The exercise:
Quote every line of the data below as it stands, omitting pictures.

Supplied data:
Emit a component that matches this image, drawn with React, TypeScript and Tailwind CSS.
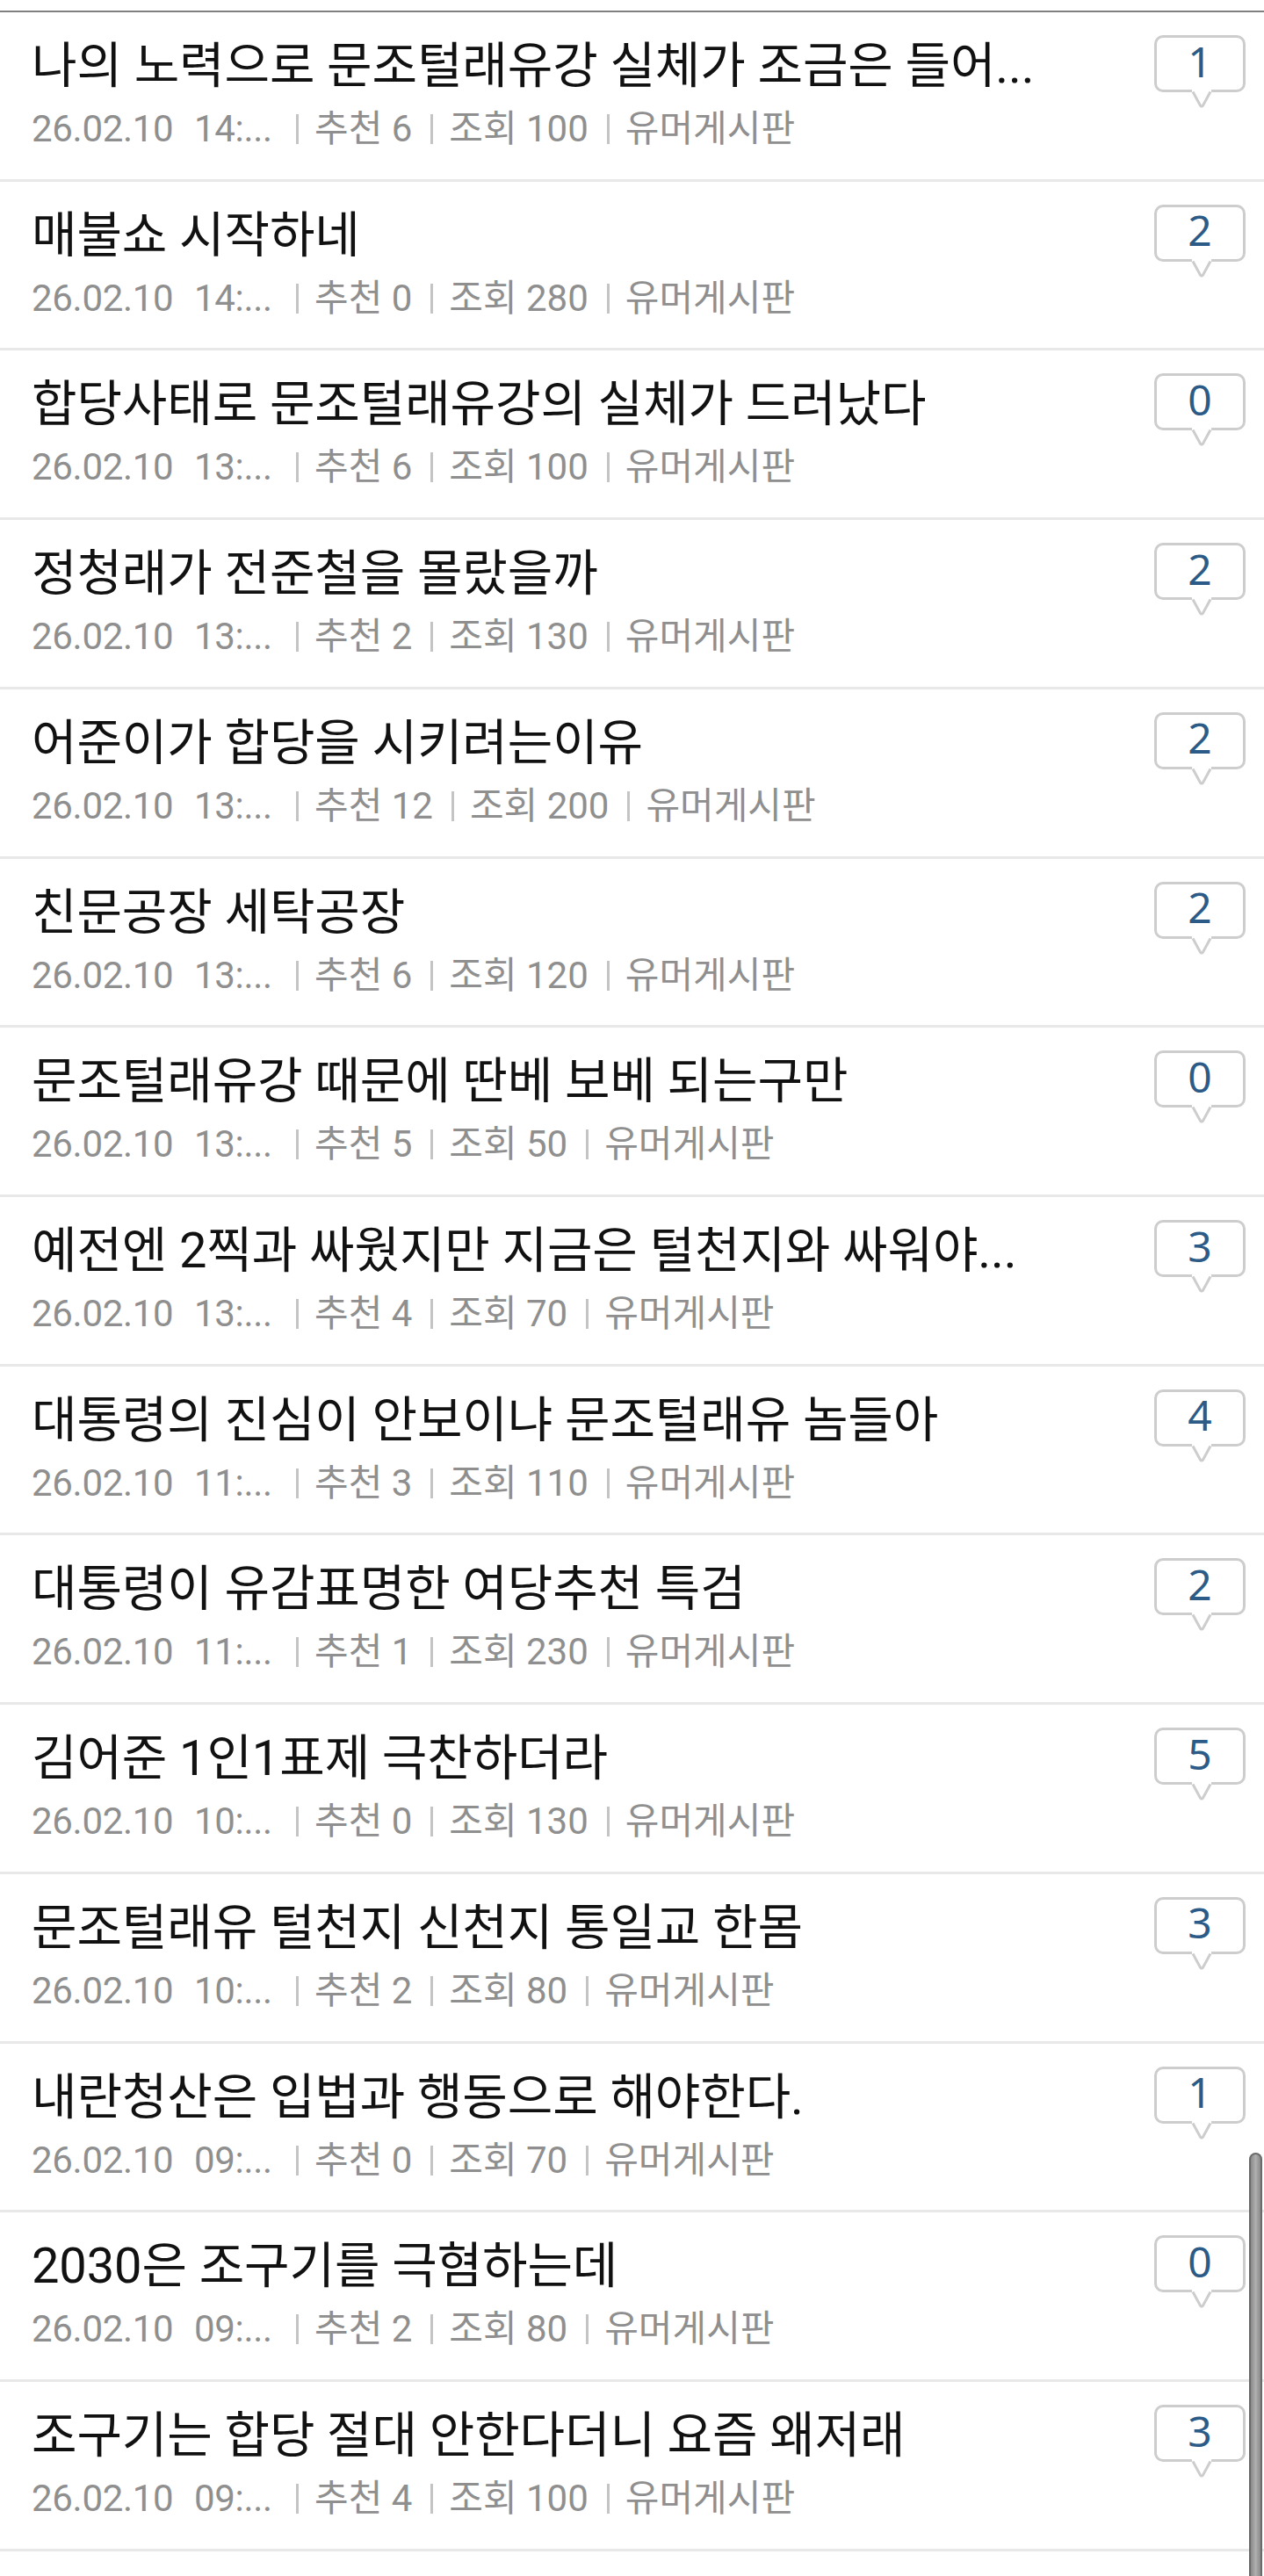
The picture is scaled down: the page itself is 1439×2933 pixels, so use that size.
const rows: [string, string, number, number, number][] = [
  ["나의 노력으로 문조털래유강 실체가 조금은 들어...", "14:...", 6, 100, 1],
  ["매불쇼 시작하네", "14:...", 0, 280, 2],
  ["합당사태로 문조털래유강의 실체가 드러났다", "13:...", 6, 100, 0],
  ["정청래가 전준철을 몰랐을까", "13:...", 2, 130, 2],
  ["어준이가 합당을 시키려는이유", "13:...", 12, 200, 2],
  ["친문공장 세탁공장", "13:...", 6, 120, 2],
  ["문조털래유강 때문에 딴베 보베 되는구만", "13:...", 5, 50, 0],
  ["예전엔 2찍과 싸웠지만 지금은 털천지와 싸워야...", "13:...", 4, 70, 3],
  ["대통령의 진심이 안보이냐 문조털래유 놈들아", "11:...", 3, 110, 4],
  ["대통령이 유감표명한 여당추천 특검", "11:...", 1, 230, 2],
  ["김어준 1인1표제 극찬하더라", "10:...", 0, 130, 5],
  ["문조털래유 털천지 신천지 통일교 한몸", "10:...", 2, 80, 3],
  ["내란청산은 입법과 행동으로 해야한다.", "09:...", 0, 70, 1],
  ["2030은 조구기를 극혐하는데", "09:...", 2, 80, 0],
  ["조구기는 합당 절대 안한다더니 요즘 왜저래", "09:...", 4, 100, 3],
];

function Sep() {
  return <span className="ml-[21px] mr-[18px] h-[34px] w-[3px] shrink-0 bg-[#c4c4c4]" />;
}

function Row({ row }: { row: [string, string, number, number, number] }) {
  const [title, time, up, views, replies] = row;
  return (
    <li className="flex h-[192.72px] items-start justify-between border-b-[3px] border-[#e8e8e8] pl-[36px] pr-[21px]">
      <div className="min-w-0">
        <div className="mt-[25px] h-[72px] whitespace-nowrap text-[56px] leading-[72px] tracking-[-0.1px] text-[#111111]">{title}</div>
        <div className="mt-[11px] flex h-[50px] items-center whitespace-nowrap text-[42px] leading-[50px] text-[#8f8f8f]">
          <span className="w-[185px] shrink-0 tracking-[-0.3px]">26.02.10</span>
          <span className="w-[95px] shrink-0 tracking-[-0.3px]">{time}</span>
          <Sep />
          <span>추천 {up}</span>
          <Sep />
          <span>조회 {views}</span>
          <Sep />
          <span>유머게시판</span>
        </div>
      </div>
      <div className="relative mt-[26px] flex h-[65px] w-[104px] shrink-0 items-center justify-center rounded-[10px] border-[3px] border-[#cdcdcd] bg-white pb-[6px] font-['Noto_Sans',sans-serif] text-[48px] leading-none text-[#2b5b86]">
        {replies}
        <svg className="absolute left-[39px] top-[59px]" width="24" height="22" viewBox="0 0 24 22" fill="none">
          <path d="M1 0h22v3L14 19q-2 2-4 0L1 3z" fill="#fff" />
          <path d="M2 2.5l8.4 15.5q1.6 2 3.2 0L22 2.5" stroke="#cdcdcd" strokeWidth="3" />
        </svg>
      </div>
    </li>
  );
}

export default function App() {
  return (
    <div className="relative h-[2933px] w-[1439px] overflow-hidden bg-white pt-[12px] font-['Roboto','Noto_Sans_CJK_KR',sans-serif]">
      <ul className="border-t-[2px] border-[#808080]">
        {rows.map((r, i) => (
          <Row key={i} row={r} />
        ))}
      </ul>
      <div className="absolute left-[1422px] top-[2451px] h-[482px] w-[15px] rounded-t-[8px] border-x-[2px] border-t-[2px] border-[#6a6a6a] bg-gradient-to-r from-[#8a8a8a] via-[#b0b0b0] to-[#8a8a8a]" />
    </div>
  );
}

Solution to the problem:
Emit a component that matches this image, drawn with React, TypeScript and Tailwind CSS.
The picture is scaled down: the page itself is 1439×2933 pixels, so use that size.
const rows: [string, string, number, number, number][] = [
  ["나의 노력으로 문조털래유강 실체가 조금은 들어...", "14:...", 6, 100, 1],
  ["매불쇼 시작하네", "14:...", 0, 280, 2],
  ["합당사태로 문조털래유강의 실체가 드러났다", "13:...", 6, 100, 0],
  ["정청래가 전준철을 몰랐을까", "13:...", 2, 130, 2],
  ["어준이가 합당을 시키려는이유", "13:...", 12, 200, 2],
  ["친문공장 세탁공장", "13:...", 6, 120, 2],
  ["문조털래유강 때문에 딴베 보베 되는구만", "13:...", 5, 50, 0],
  ["예전엔 2찍과 싸웠지만 지금은 털천지와 싸워야...", "13:...", 4, 70, 3],
  ["대통령의 진심이 안보이냐 문조털래유 놈들아", "11:...", 3, 110, 4],
  ["대통령이 유감표명한 여당추천 특검", "11:...", 1, 230, 2],
  ["김어준 1인1표제 극찬하더라", "10:...", 0, 130, 5],
  ["문조털래유 털천지 신천지 통일교 한몸", "10:...", 2, 80, 3],
  ["내란청산은 입법과 행동으로 해야한다.", "09:...", 0, 70, 1],
  ["2030은 조구기를 극혐하는데", "09:...", 2, 80, 0],
  ["조구기는 합당 절대 안한다더니 요즘 왜저래", "09:...", 4, 100, 3],
];

function Sep() {
  return <span className="ml-[21px] mr-[18px] h-[34px] w-[3px] shrink-0 bg-[#c4c4c4]" />;
}

function Row({ row }: { row: [string, string, number, number, number] }) {
  const [title, time, up, views, replies] = row;
  return (
    <li className="flex h-[192.72px] items-start justify-between border-b-[3px] border-[#e8e8e8] pl-[36px] pr-[21px]">
      <div className="min-w-0">
        <div className="mt-[25px] h-[72px] whitespace-nowrap text-[56px] leading-[72px] tracking-[-0.1px] text-[#111111]">{title}</div>
        <div className="mt-[11px] flex h-[50px] items-center whitespace-nowrap text-[42px] leading-[50px] text-[#8f8f8f]">
          <span className="w-[185px] shrink-0 tracking-[-0.3px]">26.02.10</span>
          <span className="w-[95px] shrink-0 tracking-[-0.3px]">{time}</span>
          <Sep />
          <span>추천 {up}</span>
          <Sep />
          <span>조회 {views}</span>
          <Sep />
          <span>유머게시판</span>
        </div>
      </div>
      <div className="relative mt-[26px] flex h-[65px] w-[104px] shrink-0 items-center justify-center rounded-[10px] border-[3px] border-[#cdcdcd] bg-white pb-[6px] font-['Noto_Sans',sans-serif] text-[48px] leading-none text-[#2b5b86]">
        {replies}
        <svg className="absolute left-[39px] top-[59px]" width="24" height="22" viewBox="0 0 24 22" fill="none">
          <path d="M1 0h22v3L14 19q-2 2-4 0L1 3z" fill="#fff" />
          <path d="M2 2.5l8.4 15.5q1.6 2 3.2 0L22 2.5" stroke="#cdcdcd" strokeWidth="3" />
        </svg>
      </div>
    </li>
  );
}

export default function App() {
  return (
    <div className="relative h-[2933px] w-[1439px] overflow-hidden bg-white pt-[12px] font-['Roboto','Noto_Sans_CJK_KR',sans-serif]">
      <ul className="border-t-[2px] border-[#808080]">
        {rows.map((r, i) => (
          <Row key={i} row={r} />
        ))}
      </ul>
      <div className="absolute left-[1422px] top-[2451px] h-[482px] w-[15px] rounded-t-[8px] border-x-[2px] border-t-[2px] border-[#6a6a6a] bg-gradient-to-r from-[#8a8a8a] via-[#b0b0b0] to-[#8a8a8a]" />
    </div>
  );
}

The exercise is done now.